INPUT »
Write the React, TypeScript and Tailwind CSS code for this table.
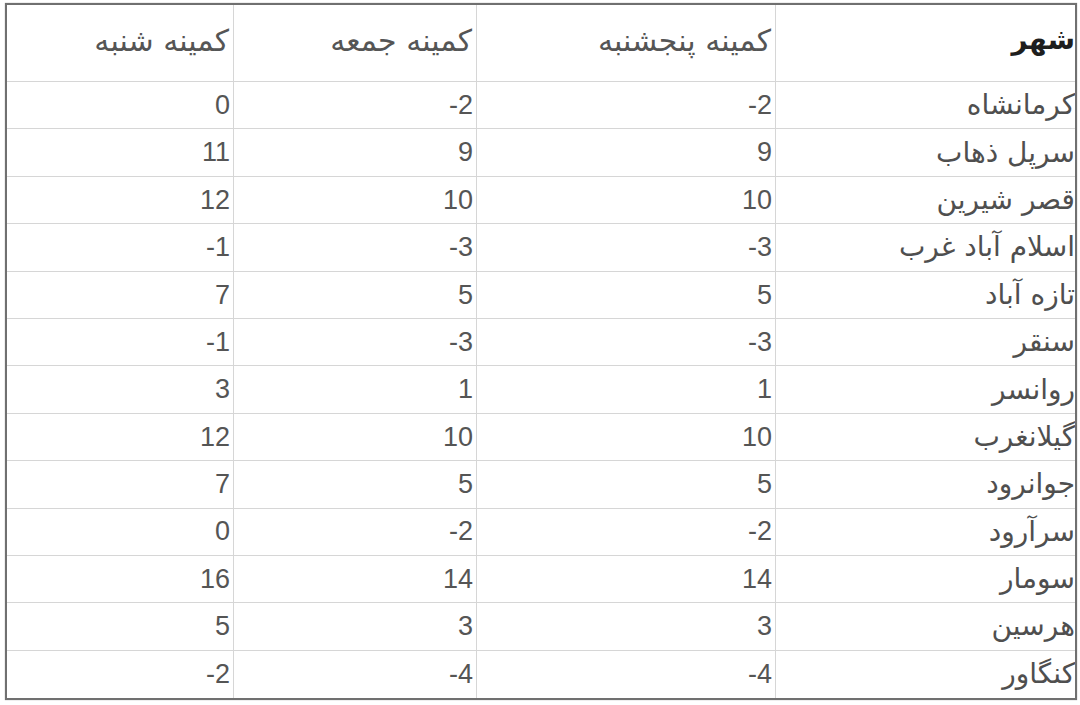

--

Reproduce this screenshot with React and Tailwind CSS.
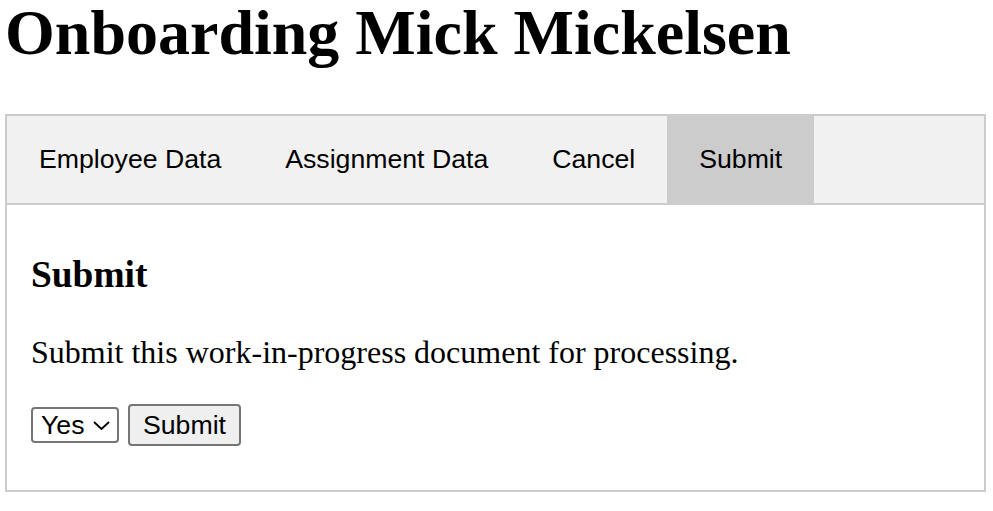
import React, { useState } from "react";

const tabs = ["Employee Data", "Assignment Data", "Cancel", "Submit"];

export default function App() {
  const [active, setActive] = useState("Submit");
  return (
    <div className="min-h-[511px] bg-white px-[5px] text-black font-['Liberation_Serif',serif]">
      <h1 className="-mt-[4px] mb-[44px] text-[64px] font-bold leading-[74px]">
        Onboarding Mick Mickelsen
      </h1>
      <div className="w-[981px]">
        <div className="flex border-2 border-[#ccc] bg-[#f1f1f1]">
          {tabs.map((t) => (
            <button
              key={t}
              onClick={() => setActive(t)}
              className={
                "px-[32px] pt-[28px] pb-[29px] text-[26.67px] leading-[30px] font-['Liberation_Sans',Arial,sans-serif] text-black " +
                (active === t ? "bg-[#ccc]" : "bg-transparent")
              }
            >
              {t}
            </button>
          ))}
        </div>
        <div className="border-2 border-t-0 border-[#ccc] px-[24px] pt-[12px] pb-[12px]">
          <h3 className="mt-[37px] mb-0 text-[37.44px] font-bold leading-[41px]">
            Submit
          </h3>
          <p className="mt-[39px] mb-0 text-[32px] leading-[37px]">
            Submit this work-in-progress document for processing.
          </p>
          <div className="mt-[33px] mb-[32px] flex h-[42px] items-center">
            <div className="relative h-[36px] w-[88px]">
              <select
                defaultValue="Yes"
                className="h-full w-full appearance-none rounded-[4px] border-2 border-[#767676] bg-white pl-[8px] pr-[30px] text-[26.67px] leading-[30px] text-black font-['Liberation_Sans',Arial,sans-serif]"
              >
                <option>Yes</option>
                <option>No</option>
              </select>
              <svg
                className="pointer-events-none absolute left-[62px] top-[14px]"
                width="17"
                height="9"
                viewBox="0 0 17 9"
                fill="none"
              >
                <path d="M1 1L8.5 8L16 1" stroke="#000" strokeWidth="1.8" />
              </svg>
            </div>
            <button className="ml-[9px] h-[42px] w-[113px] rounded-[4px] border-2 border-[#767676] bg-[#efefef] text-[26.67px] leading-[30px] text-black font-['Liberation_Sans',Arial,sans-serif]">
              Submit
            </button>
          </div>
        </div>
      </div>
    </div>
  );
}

WHAT TO DO » Report only how many lines in the entries contain "React".

CORRECT OUTPUT » 3